Let A3x3 = $\begin{bmatrix} -2 &0 &0 \\ 0 & 4 &0 \\ 0 &0 &7 \end{bmatrix}$ is a diagonal matrix. Now, lets calculate AT

AT = $\begin{bmatrix} -2 &0 &0 \\ 0 & 4 &0 \\ 0 &0 &7 \end{bmatrix}$ = A

Hence, A = AT.

Property 2: If two diagonal matrices are of same order, then their addition and multiplication are again a diagonal matrix. So, if C and D are diagonal matrices, then C + D and CD are again diagonal matrices.
Proof:

Let C3x3 = $\begin{bmatrix} 4 &0 &0 \\ 0 &-7 &0 \\ 0 &0 &9 \end{bmatrix}$ and D3x3 = $\begin{bmatrix} -1 &0 &0 \\ 0 & 3 &0 \\ 0 &0 &2 \end{bmatrix}$ are two matrices of same order.

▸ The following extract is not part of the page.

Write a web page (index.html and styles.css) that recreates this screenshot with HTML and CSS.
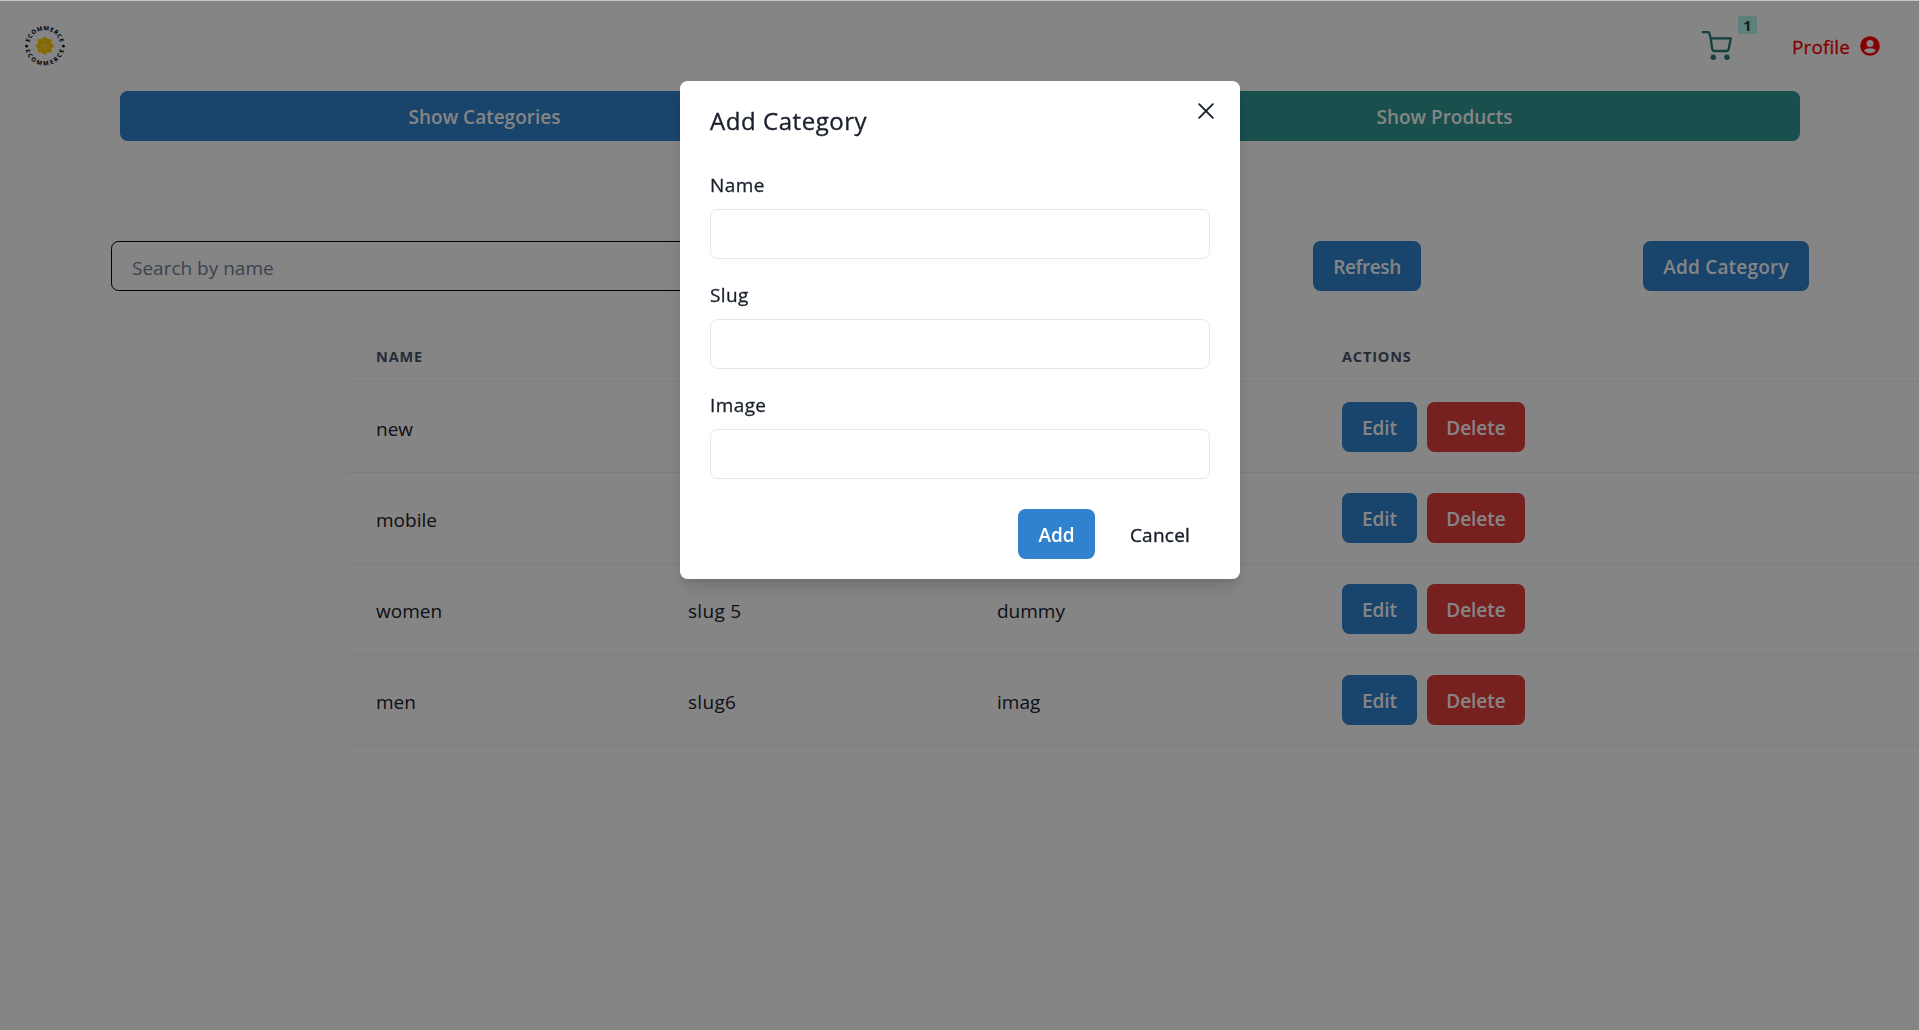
FILE: index.html
```html
<!DOCTYPE html>
<html lang="en">
<head>
<meta charset="utf-8">
<title>Admin – Categories</title>
<link rel="stylesheet" href="styles.css">
</head>
<body>
<header class="navbar">
  <svg class="logo" viewBox="0 0 50 50" width="50" height="50" aria-label="Ecommerce">
    <defs>
      <path id="arc-top" d="M9.2 24.7A15.500 15.500 0 0 1 40.200 24.700"/>
      <path id="arc-bottom" d="M5 24.700A19.700 19.700 0 0 0 44.400 24.700"/>
    </defs>
    <text class="logo-text"><textPath href="#arc-top" startOffset="50%" text-anchor="middle" textLength="42">ECOMMERCE</textPath></text>
    <text class="logo-text"><textPath href="#arc-bottom" startOffset="50%" text-anchor="middle" textLength="53">ECOMMERCE</textPath></text>
    <circle cx="6.600" cy="25.200" r="1.400"/>
    <circle cx="43.400" cy="25.200" r="1.400"/>
    <path class="logo-flower" d="M24.7 15.3l2.8 2.8h4v4l2.7 2.7-2.7 2.7v4.1h-4l-2.8 2.7-2.8-2.7h-4v-4.1l-2.7-2.7 2.7-2.7v-4h4z"/>
    <path class="logo-rays" d="M24.7 20v9.5M20 24.7h9.5M22 22l5.4 5.4M27.4 22L22 27.4"/>
  </svg>
  <div class="nav-right">
    <a class="cart">
      <svg viewBox="0 0 34 34" width="34" height="34">
        <path d="M2.8 4.2H8q1.100 0 1.400 1.100L10.700 10.400 12.300 21.300q.3 1.700 2 1.700H26.600q1.700 0 2-1.700L30.800 10.400H10.700"/>
        <circle cx="13.300" cy="29.300" r="2.700"/>
        <circle cx="27" cy="29.300" r="2.700"/>
      </svg>
      <span class="badge">1</span>
    </a>
    <a class="profile"><span>Profile</span>
      <svg viewBox="0 0 20 20" width="20" height="20">
        <circle cx="10" cy="10" r="9.800" fill="currentColor"/>
        <circle cx="10" cy="7.400" r="3.500" fill="#fff"/>
        <path d="M3.900 14.300C5.200 12.900 7.500 12.200 10 12.200s4.800.7 6.100 2.100C14.700 16.300 12.500 17.300 10 17.300s-4.700-1-6.100-3z" fill="#fff"/>
      </svg>
    </a>
  </div>
</header>

<div class="tabs">
  <button class="btn blue tab-categories">Show Categories</button>
  <button class="btn teal tab-products">Show Products</button>
</div>

<div class="toolbar">
  <input class="search" placeholder="Search by name">
  <button class="btn blue refresh">Refresh</button>
  <button class="btn blue add-category">Add Category</button>
</div>

<div class="table-wrap">
  <table>
    <colgroup><col class="c-name"><col class="c-slug"><col class="c-image"><col></colgroup>
    <thead><tr><th>Name</th><th></th><th></th><th>Actions</th></tr></thead>
    <tbody>
      <tr><td>new</td><td></td><td></td><td><div class="actions"><button class="btn blue edit">Edit</button><button class="btn red delete">Delete</button></div></td></tr>
      <tr><td>mobile</td><td></td><td></td><td><div class="actions"><button class="btn blue edit">Edit</button><button class="btn red delete">Delete</button></div></td></tr>
      <tr><td>women</td><td class="slug">slug 5</td><td>dummy</td><td><div class="actions"><button class="btn blue edit">Edit</button><button class="btn red delete">Delete</button></div></td></tr>
      <tr><td>men</td><td class="slug">slug6</td><td>imag</td><td><div class="actions"><button class="btn blue edit">Edit</button><button class="btn red delete">Delete</button></div></td></tr>
    </tbody>
  </table>
</div>

<div class="overlay">
  <section class="modal" role="dialog">
    <header class="modal-header">
      <h2>Add Category</h2>
      <button class="close" aria-label="Close">
        <svg viewBox="0 0 16 16" width="16" height="16"><path d="M1.200 1.200l13.600 13.600M14.800 1.200L1.200 14.800"/></svg>
      </button>
    </header>
    <div class="field"><label>Name</label><input></div>
    <div class="field"><label>Slug</label><input></div>
    <div class="field"><label>Image</label><input></div>
    <footer class="modal-footer">
      <button class="btn blue add">Add</button>
      <button class="btn ghost">Cancel</button>
    </footer>
  </section>
</div>
</body>
</html>
```

FILE: styles.css
```css
* { box-sizing: border-box; margin: 0; }

body {
  height: 1030px;
  overflow: hidden;
  border-top: 1px solid #c4c8c7;
  background: #fff;
  color: #1a202c;
  font: 400 19px/30px "Open Sans", "Noto Sans", sans-serif;
}

button, input { font: inherit; color: inherit; }

.navbar {
  display: flex;
  justify-content: space-between;
  align-items: center;
  height: 90px;
  padding: 0 39px 0 20px;
}
.logo { display: block; }
.logo-text { font: 700 6px "Open Sans", sans-serif; }
.logo-flower { fill: #ffcb05; }
.logo-rays { fill: none; stroke: #ffe680; stroke-width: .6; }

.nav-right { display: flex; align-items: center; gap: 35px; }
.cart { display: flex; align-items: flex-start; gap: 4px; height: 60px; }
.cart svg {
  margin-top: 12px;
  fill: none;
  stroke: #2c7a7b;
  stroke-width: 2.3;
  stroke-linecap: round;
  stroke-linejoin: round;
}
.cart svg circle { fill: #2c7a7b; stroke: none; }
.badge {
  width: 19px;
  height: 18px;
  border-radius: 2.5px;
  background: #b2f5ea;
  color: #1d4044;
  font-size: 14.5px;
  font-weight: 700;
  line-height: 19px;
  text-align: center;
}
.profile {
  display: flex;
  align-items: center;
  gap: 10px;
  color: red;
  letter-spacing: .1px;
  -webkit-text-stroke: .3px;
}
.profile span { padding-top: 2px; }

.btn {
  height: 50px;
  padding: 2px 0 0;
  border: 0;
  border-radius: 7.5px;
  color: #fff;
  font-weight: 600;
  white-space: nowrap;
}
.blue { background: #3182ce; }
.teal { background: #319795; }
.red { background: #e53e3e; }

.tabs {
  display: flex;
  justify-content: space-between;
  padding: 0 119px 0 120px;
}
.tab-categories { width: 729px; }
.tab-products { width: 711px; }

.toolbar {
  display: flex;
  justify-content: space-between;
  padding: 100px 110px 0 111px;
}
.search {
  width: 980px;
  height: 50px;
  padding: 3px 20px 0;
  border: 1px solid #000;
  border-radius: 7.5px;
  background: transparent;
}
.search::placeholder { color: #718096; opacity: 1; }
.refresh { width: 108px; letter-spacing: -.4px; }
.add-category { width: 166px; letter-spacing: .2px; }

.table-wrap { padding: 40px 0 0 346px; }
table { width: 1573px; table-layout: fixed; border-collapse: separate; border-spacing: 0; }
.c-name { width: 312px; }
.c-slug { width: 309px; }
.c-image { width: 345px; }
th, td { padding: 0 30px; border-bottom: 1px solid #edf2f7; text-align: left; }
th {
  height: 51px;
  padding-top: 2px;
  color: #4a5568;
  font-size: 14.5px;
  font-weight: 700;
  letter-spacing: .85px;
  text-transform: uppercase;
}
td { height: 91px; padding-top: 3px; }
td:last-child { padding-top: 0; }
.slug { letter-spacing: .3px; }
.actions { display: flex; gap: 10px; }
.edit { width: 75px; }
.delete { width: 98px; }

.overlay {
  position: fixed;
  inset: 1px 0 0;
  display: flex;
  justify-content: center;
  align-items: flex-start;
  padding: 80px 0 0 1px;
  background: rgba(0, 0, 0, .48);
}
.modal {
  width: 560px;
  height: 498px;
  padding: 0 30px;
  border-radius: 7.5px;
  background: #fff;
  box-shadow: 0 12px 19px -4px rgba(0, 0, 0, .14), 0 5px 8px -2px rgba(0, 0, 0, .08);
}
.modal-header { display: flex; justify-content: space-between; padding-top: 20px; height: 89px; }
h2 {
  font-size: 24px;
  font-weight: 400;
  line-height: 40px;
  letter-spacing: .55px;
  -webkit-text-stroke: .35px;
}
.close { width: 16px; height: 16px; padding: 0; margin: 2px -4px 0 0; border: 0; background: none; }
.close svg { display: block; fill: none; stroke: #1a202c; stroke-width: 1.9; stroke-linecap: round; }

.field { height: 110px; }
.field label { display: block; height: 39px; letter-spacing: .4px; -webkit-text-stroke: .3px; }
.field input {
  display: block;
  width: 500px;
  height: 50px;
  border: 1px solid #e2e8f0;
  border-radius: 7.5px;
  background: #fff;
}
.modal-footer { display: flex; justify-content: flex-end; gap: 15px; padding-top: 9px; }
.add { width: 77px; }
.ghost { width: 100px; background: none; color: #1a202c; }
.modal-footer .ghost { font-weight: 400; letter-spacing: .25px; -webkit-text-stroke: .4px; }
```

Then, C + D = $\begin{bmatrix} 4 &0 &0 \\ 0 &-7 &0 \\ 0 &0 &9 \end{bmatrix}$ + $\begin{bmatrix} -1 &0 &0 \\ 0 & 3 &0 \\ 0 &0 &2 \end{bmatrix}$

= $\begin{bmatrix} 3 &0 &0 \\ 0 & -4 &0 \\ 0 &0 &11 \end{bmatrix}$ ..........................................(a)

Again, CD = $\begin{bmatrix} 4 &0 &0 \\ 0 &-7 &0 \\ 0 &0 &9 \end{bmatrix}$ . $\begin{bmatrix} -1 &0 &0 \\ 0 & 3 &0 \\ 0 &0 &2 \end{bmatrix}$

= $\begin{bmatrix} -4 &0 &0 \\ 0 &-21 &0 \\ 0 &0 &18 \end{bmatrix}$ .................................................(b)

From (a) and (b), it is clear that C + D and CD are diagonal matrices.

Property 3: If A and B are diagonal matrices, then AB = BA.
Proof:

A = $\begin{bmatrix} 9 &0 \\ 0 &-1 \end{bmatrix}$ and B = $\begin{bmatrix} 1 &0 \\ 0 &7 \end{bmatrix}$ are two matrices.

Then, AB = $\begin{bmatrix} 9 &0 \\ 0 &-1 \end{bmatrix}$. $\begin{bmatrix} 1 &0 \\ 0 &7 \end{bmatrix}$

= $\begin{bmatrix} 9 &0 \\ 0 &-7 \end{bmatrix}$ ...................................... (i)

Now, BA = $\begin{bmatrix} 1 &0 \\ 0 &7 \end{bmatrix}$ . $\begin{bmatrix} 9 &0 \\ 0 &-1 \end{bmatrix}$

= $\begin{bmatrix} 9 &0 \\ 0 &-7 \end{bmatrix}$ ........................................(ii)

Hence, from (i) and (ii), AB = BA which means matrix multiplication is commutative.